Re: [PATCH 1/2] perf/x86/intel: enable CPU ref_cycles for GP counter

From: Stephane Eranian
Date: Tue May 23 2017 - 02:42:19 EST


On Mon, May 22, 2017 at 11:39 PM, Peter Zijlstra <peterz@xxxxxxxxxxxxx> wrote:
> On Mon, May 22, 2017 at 12:28:26PM -0700, Stephane Eranian wrote:
>> On Mon, May 22, 2017 at 12:23 PM, Peter Zijlstra <peterz@xxxxxxxxxxxxx> wrote:
>> > On Mon, May 22, 2017 at 04:55:47PM +0000, Liang, Kan wrote:
>> >>
>> >>
>> >> > On Fri, May 19, 2017 at 10:06:21AM -0700, kan.liang@xxxxxxxxx wrote:
>> >> > > diff --git a/arch/x86/events/core.c b/arch/x86/events/core.c index
>> >> > > 580b60f..e8b2326 100644
>> >> > > --- a/arch/x86/events/core.c
>> >> > > +++ b/arch/x86/events/core.c
>> >> > > @@ -101,6 +101,10 @@ u64 x86_perf_event_update(struct perf_event
>> >> > *event)
>> >> > > delta = (new_raw_count << shift) - (prev_raw_count << shift);
>> >> > > delta >>= shift;
>> >> > >
>> >> > > + /* Correct the count number if applying ref_cycles replacement */
>> >> > > + if (!is_sampling_event(event) &&
>> >> > > + (hwc->flags & PERF_X86_EVENT_REF_CYCLES_REP))

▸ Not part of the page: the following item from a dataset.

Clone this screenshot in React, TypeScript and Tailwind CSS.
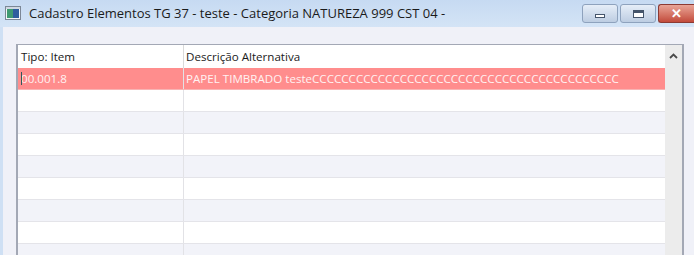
import React from "react";

const rows = Array.from({ length: 9 }, (_, i) => i);

function AppIcon() {
  return (
    <svg width="16" height="16" viewBox="0 0 16 16">
      <rect x="0.5" y="1.5" width="15" height="13" fill="#f4f6f8" stroke="#7c8796" />
      <rect x="2" y="4" width="6" height="9" fill="#3f9a72" />
      <rect x="8" y="4" width="6" height="9" fill="#2f5e9e" />
      <rect x="1" y="2" width="14" height="2" fill="#cfd8e3" />
    </svg>
  );
}

export default function App() {
  const descricao = "PAPEL TIMBRADO teste" + "C".repeat(42);

  return (
    <div
      className="w-[694px] h-[255px] overflow-hidden bg-[#cfe0f4] flex flex-col"
      style={{ fontFamily: '"Open Sans", "Noto Sans", sans-serif' }}
    >
      {/* title bar */}
      <div className="h-[27px] shrink-0 flex items-start bg-gradient-to-b from-[#c6daf2] to-[#d4e4f6]">
        <div className="pl-[5px] pt-[5px]">
          <AppIcon />
        </div>
        <div className="pl-[8px] pt-[3px] text-[13px] text-[#1b1b1b] leading-[20px] whitespace-nowrap">
          Cadastro Elementos TG 37 - teste - Categoria NATUREZA 999 CST 04 -
        </div>
        <div className="ml-auto flex gap-[2px] pt-[4px]">
          <div className="w-[36px] h-[19px] rounded-[3px] border border-[#8ea2bd] bg-gradient-to-b from-[#e6eef8] to-[#bdcde2] flex items-center justify-center">
            <div className="w-[10px] h-[4px] bg-white border border-[#45556b] mt-[4px]" />
          </div>
          <div className="w-[36px] h-[19px] rounded-[3px] border border-[#8ea2bd] bg-gradient-to-b from-[#e6eef8] to-[#bdcde2] flex items-center justify-center">
            <div className="w-[11px] h-[8px] bg-white border border-[#45556b] border-t-[3px]" />
          </div>
          <div className="w-[36px] h-[19px] rounded-l-[3px] border border-r-0 border-[#8c3a33] bg-gradient-to-b from-[#e8a497] to-[#c24a3b] flex items-center justify-center text-white font-bold text-[13px] leading-none">
            ✕
          </div>
        </div>
      </div>

      {/* window body */}
      <div className="flex-1 ml-[3px] bg-[#f0f1f8] pl-[13px] pt-[17px] pr-[10px]">
        <div className="h-full border-l-2 border-t border-r-2 border-[#a3a8b5] bg-white flex">
          <div className="flex-1 flex flex-col text-[11.6px] leading-[21px]">
            {/* header */}
            <div className="h-[23px] shrink-0 flex bg-white text-[#1a1a1a]">
              <div className="w-[166px] pl-[3px] pt-[1px] border-r border-[#dadada]">Tipo: Item</div>
              <div className="flex-1 pl-[2px] pt-[1px]">Descrição Alternativa</div>
            </div>
            {rows.map((i) => {
              const selected = i === 0;
              const bg = selected ? "bg-[#ff8d8d]" : i % 2 === 0 ? "bg-[#f2f3f9]" : "bg-white";
              return (
                <div
                  key={i}
                  className={`h-[22px] shrink-0 flex border-b ${selected ? "border-[#f8b4b4] text-[#fff2f2]" : "border-[#e4e4e9]"} ${bg}`}
                >
                  <div className="relative w-[166px] overflow-hidden border-r border-[#e2e2e6] pl-[3px]">
                    {selected && (
                      <>
                        <span className="whitespace-nowrap">00.001.8</span>
                        <span className="absolute left-[3px] top-[4px] w-[1px] h-[13px] bg-[#2f5a5a]" />
                      </>
                    )}
                  </div>
                  <div className="flex-1 pl-[2px] overflow-hidden whitespace-nowrap">
                    {selected ? descricao : ""}
                  </div>
                </div>
              );
            })}
          </div>
          {/* scrollbar */}
          <div className="w-[17px] shrink-0 bg-[#ececec] flex flex-col">
            <div className="h-[22px] flex items-center justify-center">
              <svg width="9" height="6" viewBox="0 0 9 6">
                <path d="M1 5 L4.5 1.5 L8 5" fill="none" stroke="#4a4a4a" strokeWidth="1.8" />
              </svg>
            </div>
            <div className="flex-1" />
            <div className="h-[4px] mx-[1px] bg-[#cdcdcd]" />
          </div>
        </div>
      </div>
    </div>
  );
}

>> >> > > + delta *= x86_pmu.ref_cycles_factor;
>> >> >
>> >> > That condition seems wrong, why only correct for !sampling events?
>> >> >
>> >>
>> >> For sampling, it's either fixed freq mode or fixed period mode.
>> >> - In the fixed freq mode, we should do nothing, because the adaptive
>> >> frequency algorithm will handle it.

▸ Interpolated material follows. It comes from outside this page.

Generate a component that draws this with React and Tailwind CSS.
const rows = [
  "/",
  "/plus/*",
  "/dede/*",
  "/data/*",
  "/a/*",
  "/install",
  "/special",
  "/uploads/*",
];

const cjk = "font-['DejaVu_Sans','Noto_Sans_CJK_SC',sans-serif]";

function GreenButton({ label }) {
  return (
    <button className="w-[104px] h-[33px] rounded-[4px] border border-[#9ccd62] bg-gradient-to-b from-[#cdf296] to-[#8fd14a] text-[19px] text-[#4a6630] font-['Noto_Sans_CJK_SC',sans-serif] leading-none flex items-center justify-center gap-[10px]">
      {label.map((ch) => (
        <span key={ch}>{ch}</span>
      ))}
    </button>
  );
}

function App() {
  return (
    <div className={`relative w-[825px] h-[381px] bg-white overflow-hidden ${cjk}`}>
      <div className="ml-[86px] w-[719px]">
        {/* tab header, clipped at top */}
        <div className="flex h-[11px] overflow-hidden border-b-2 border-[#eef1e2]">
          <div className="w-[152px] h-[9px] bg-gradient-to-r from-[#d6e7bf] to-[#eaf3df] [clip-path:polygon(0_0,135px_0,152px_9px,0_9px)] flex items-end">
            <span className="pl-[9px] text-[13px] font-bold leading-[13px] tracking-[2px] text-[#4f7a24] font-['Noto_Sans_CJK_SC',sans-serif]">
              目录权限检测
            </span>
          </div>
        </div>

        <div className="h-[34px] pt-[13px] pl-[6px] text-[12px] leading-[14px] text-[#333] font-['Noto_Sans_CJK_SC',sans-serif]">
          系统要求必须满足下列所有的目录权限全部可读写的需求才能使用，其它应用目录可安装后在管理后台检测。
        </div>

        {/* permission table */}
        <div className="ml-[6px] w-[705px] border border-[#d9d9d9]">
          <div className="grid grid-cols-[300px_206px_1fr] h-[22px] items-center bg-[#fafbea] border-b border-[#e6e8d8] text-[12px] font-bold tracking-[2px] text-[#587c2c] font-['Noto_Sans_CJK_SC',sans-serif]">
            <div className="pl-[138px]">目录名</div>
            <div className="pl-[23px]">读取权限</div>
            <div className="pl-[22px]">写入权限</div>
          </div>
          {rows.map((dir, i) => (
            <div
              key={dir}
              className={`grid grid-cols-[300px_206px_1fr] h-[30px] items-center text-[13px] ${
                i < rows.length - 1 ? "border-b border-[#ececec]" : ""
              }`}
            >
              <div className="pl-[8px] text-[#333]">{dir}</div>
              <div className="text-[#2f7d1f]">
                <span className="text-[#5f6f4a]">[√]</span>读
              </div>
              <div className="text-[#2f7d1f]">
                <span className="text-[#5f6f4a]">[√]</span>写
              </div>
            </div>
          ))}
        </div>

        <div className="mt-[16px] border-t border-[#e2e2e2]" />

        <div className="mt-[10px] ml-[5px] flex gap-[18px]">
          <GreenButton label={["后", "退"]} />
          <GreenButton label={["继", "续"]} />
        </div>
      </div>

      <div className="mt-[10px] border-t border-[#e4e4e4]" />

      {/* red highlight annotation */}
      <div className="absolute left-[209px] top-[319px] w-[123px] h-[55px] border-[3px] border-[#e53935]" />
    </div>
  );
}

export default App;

>> >> - In the fixed period mode, we have already adjusted the period in
>> >> ref_cycles_rep().
>> >> Therefore, we should only handle !sampling events here.
>> >
>> > How so? For sampling events the actual event count should also be
>> > accurate.
>>
>> Yes, it must be. Because you can reconstruct the total number of
>> occurrences of the event by adding
>> all the periods recorded in each sample. So the period in each sample
>> must reflect user event and not
>> kernel event.
>
> Well, that, but you can equally use read() or the mmap()'ed rdpmc stuff
> on a sampling event. The fact that is also generates samples does not
> mean it should not also function as a non-sampling event.

Right, I did not even consider the rdpmc, but yeah, you will get a count that
is not relevant to the user visible event. Unless you fake it using the time
scaling fields there but that's ugly.